Health Insurer That Paid Another Insurer’s Claims Is Not Entitled To Reimbursement

Although an insurer that covered students’ sports injuries was obligated to pay for their medical expenses where its policy and a health insurer’s policies overlapped, it did not have to reimburse the health insurer for payments that had already been made on the students claims, according to the Sixth Circuit U.S. Court of Appeals in Central States, Southeast and Southwest Areas Health and Welfare Fund v. First Agency, Inc. (No. 13-2077). This was because the claim was brought under ERISA Sec. 502(a)(3)(B), which only provides for equitable, not monetary relief, the court held. The terms of the two insurers’ policies conflicted with regard to which company was responsible for making payments.

Central States, Southeast and Southwest Areas Health and Welfare Fund (Central States) is a health and welfare fund that provides health insurance for Teamsters and their families, and Guarantee Trust provides sports injury coverage for student athletes. When 13 high school and college athletes, all children of Teamsters, were injured playing sports, they submitted claims to both companies. Only Central States paid the bills.

Central States’ contract. A coordination of benefits provision in Central States’ contract stated that, when two insurance contracts overlap, whichever insurer covered the insured “other than as a Dependent” had the primary responsibility for paying claims. Central States covered the students as dependents, but Guarantee Trust covered them other than as dependents, so that each student had coverage in his or her own name. Therefore, under the terms of Central States’ contract, it was Guarantee Trust that had to pay the students’ claims.

Guarantee Trust’s contract. Guarantee Trust’s contract created what the court termed a “gastonette” or “you first” paradox, because its contract had a blanket coordination of benefits rule whereby another insurer always had the primary responsibility for paying claims whenever it overlapped with Guarantee Trust’s insurance. Guarantee Trust asserted that Central States had to pay the students’ medical claims up to its maximum before Guarantee Trust would pay anything.

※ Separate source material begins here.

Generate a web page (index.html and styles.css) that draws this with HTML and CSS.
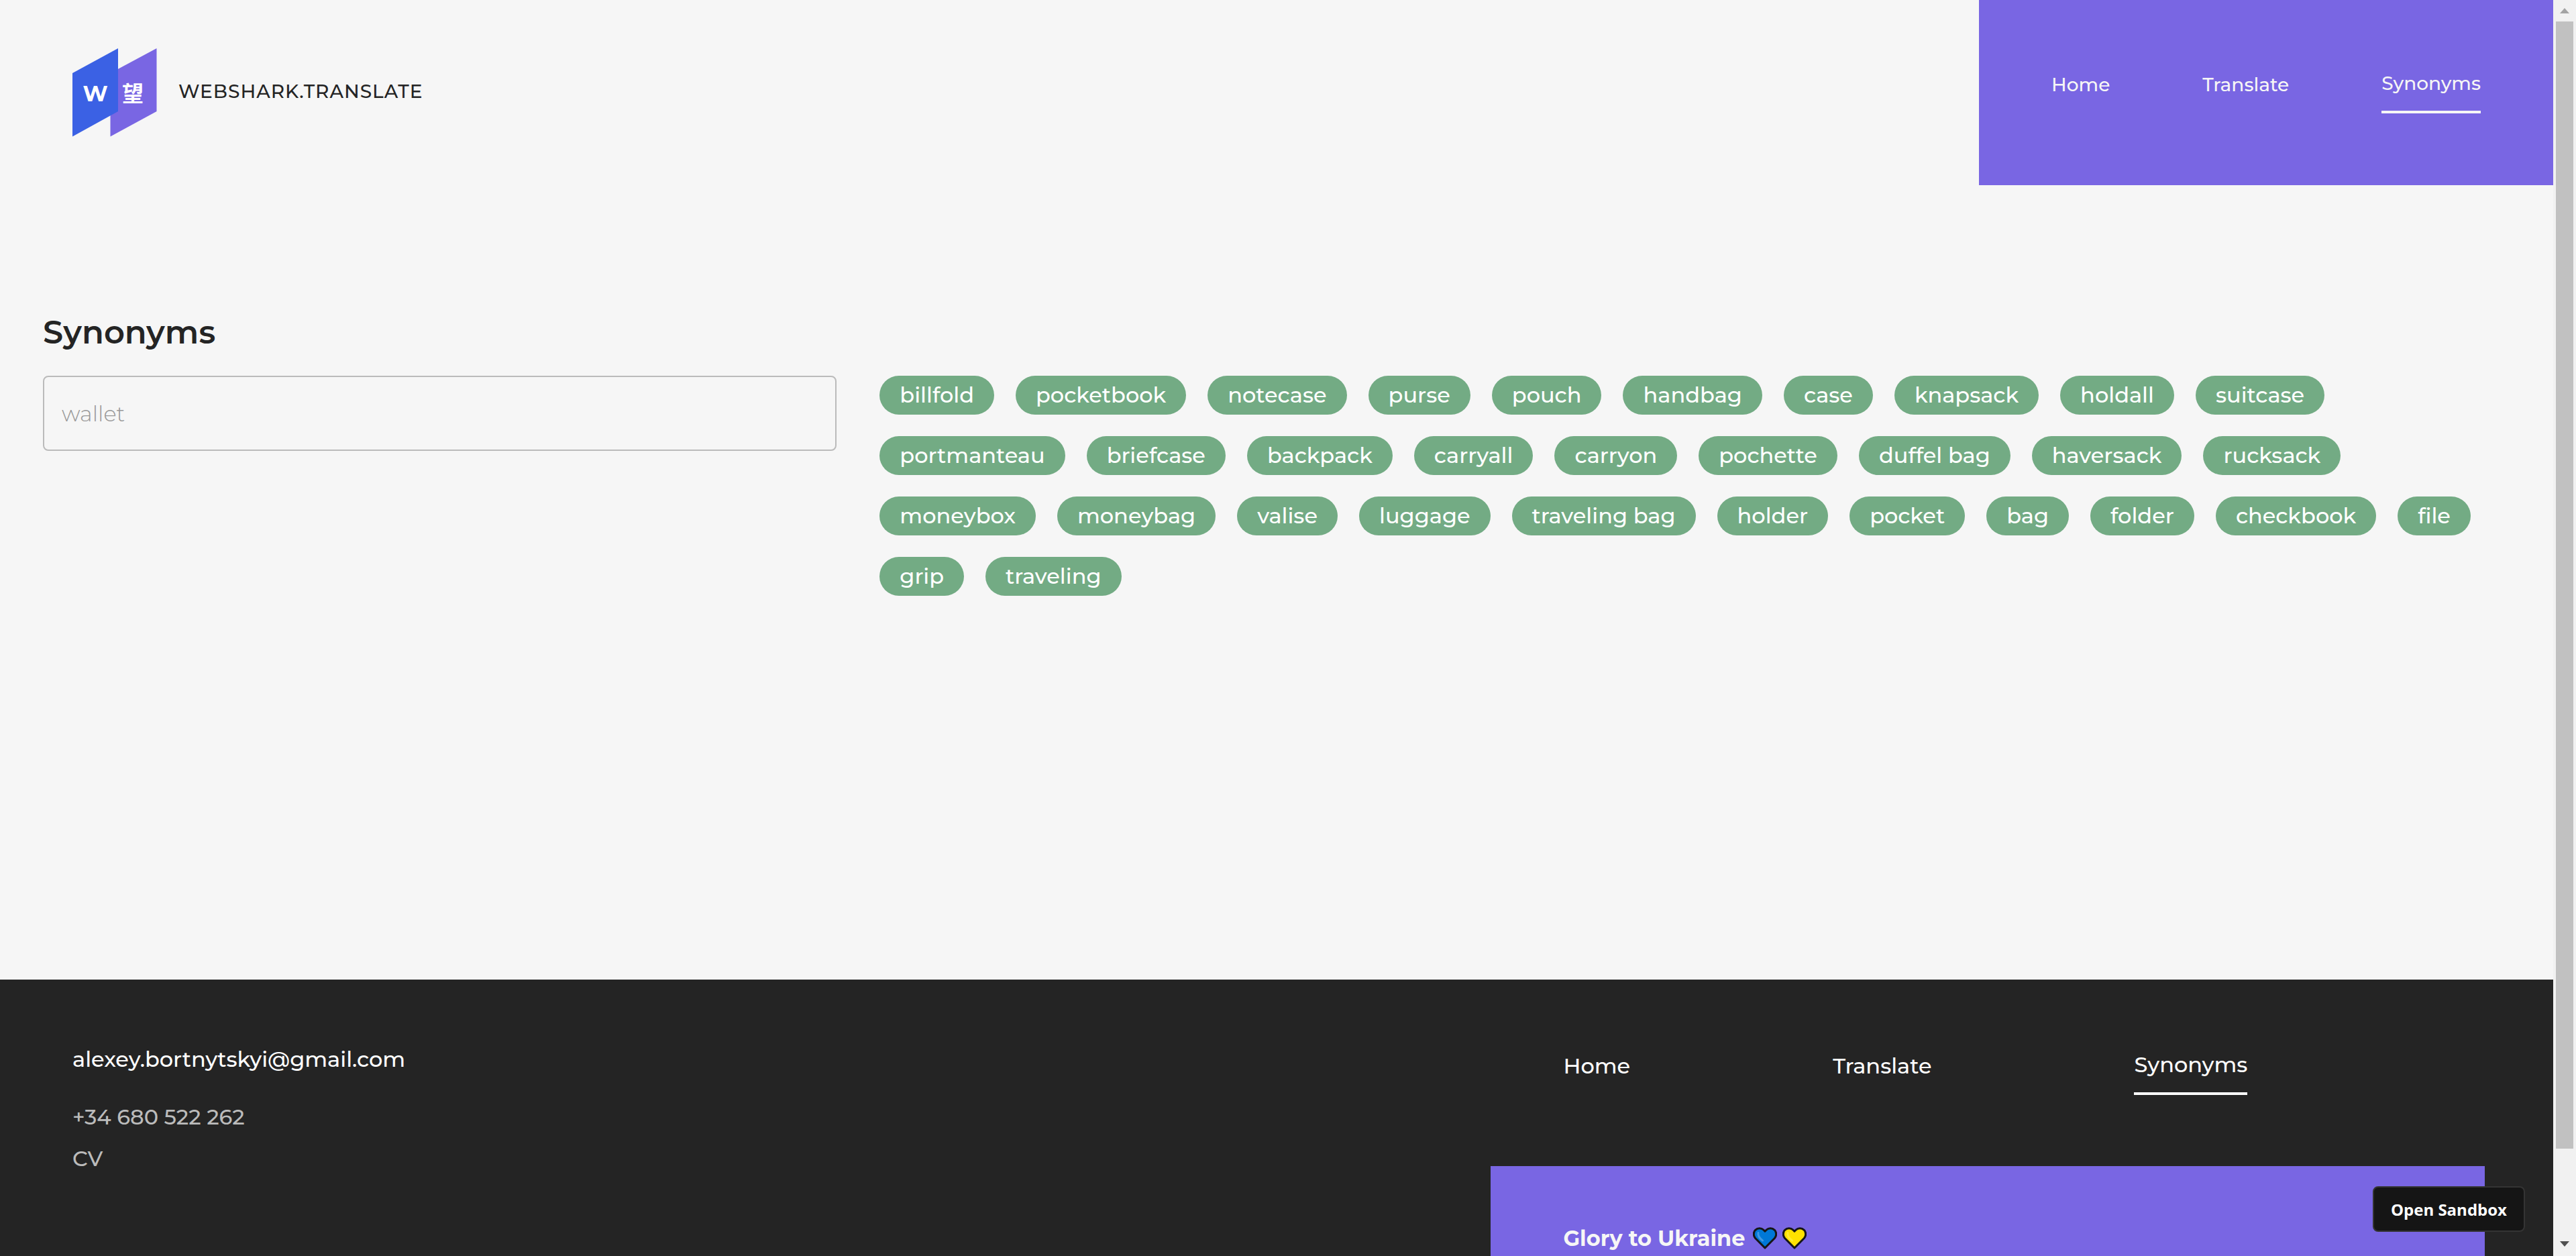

Central States then sued Guarantee Trust (along with Guarantee Trust’s administrator, First Agency) under ERISA Sec. 502(a)(3)(B)’s civil enforcement provisions, and a district court ruled that Guarantee Trust was responsible for paying the students’ claims. The court ordered Guarantee Trust to reimburse Central States for the student athletes’ claims that it had paid out, and Central States also was awarded attorneys’ fees. Guarantee Trust then appealed.

The Sixth Circuit first pointed out that, where the coordination of benefits clauses of an ERISA plan and an insurance policy conflict, the terms of the ERISA plan hold sway (citing Auto Owners Ins. Co. v. Thorn Apple Valley, Inc., 31 F3d 371, 384 (CA-6) 1994). Therefore, because it was the Central States plan that was the ERISA plan, Guarantee Trust had the primary responsibility for paying the students’ claims.

Not excess insurance. Guarantee Trust had responded that it was only providing excess insurance, instead of ordinary insurance, and that, generally, ERISA plans may not coordinate benefits with excess policies. The court found, however, that the Guarantee Trust plan did not provide excess insurance, because, unlike a true excess insurance policy, Guarantee Trust’s policy lacked a fixed threshold above which its coverage would kick in and below which it would recede. Instead Guarantee Trust’s policy was ordinary coverage subject to a blanket coordination of benefits clause.

The court then said that, regardless of whether or not the Guarantee Trust policy was excess insurance, an ERISA plan can, indeed, coordinate benefits with another policy. It just cannot redefine the coverage of another policy. The court explained that, in the absence of Central States’ plan, Guarantee Trust’s plan would, without question, cover the students’ sports injury bills. Central States’ plan was simply insisting that the Guarantee Trust plan provide the same coverage whether the Central States plan existed or not. This was a permissible coordination of benefits, the court held.

No monetary recovery. Unfortunately for Central States, the court then held that, even though it was upholding the declaratory judgment against Guarantee Trust, Central States could not recover the $112,000 in claims that it had already paid out. ERISA Sec. 502(a)(3)(B) provides only for legal restitution, not monetary restitution, the court advised.

Central States had not ask for a constructive trust or lien on any identifiable fund, the court added, meaning that it had sought legal, monetary relief, as opposed to equitable relief. Central States had argued that it is rare for a plan fighting with an insurance company to ever find a specific fund that is held by the insurance company, but belongs to the plan. The application of the legal/equity distinction would leave plans without a remedy and thwart ERISA’s objective of enforcing plan terms, said Central States.

The court responded, however, that an appeal to ERISA’s purpose cannot “overcome the words of its text,” (citing Great-West Life & Annuity Ins. Co. v. Knudson, 534 U.S. 204, 210 (2002)). The court then affirmed the declaratory judgment against Guarantee Trust, finding that it was responsible for paying the student athletes’ claims, but it reversed the award of damages to Central States.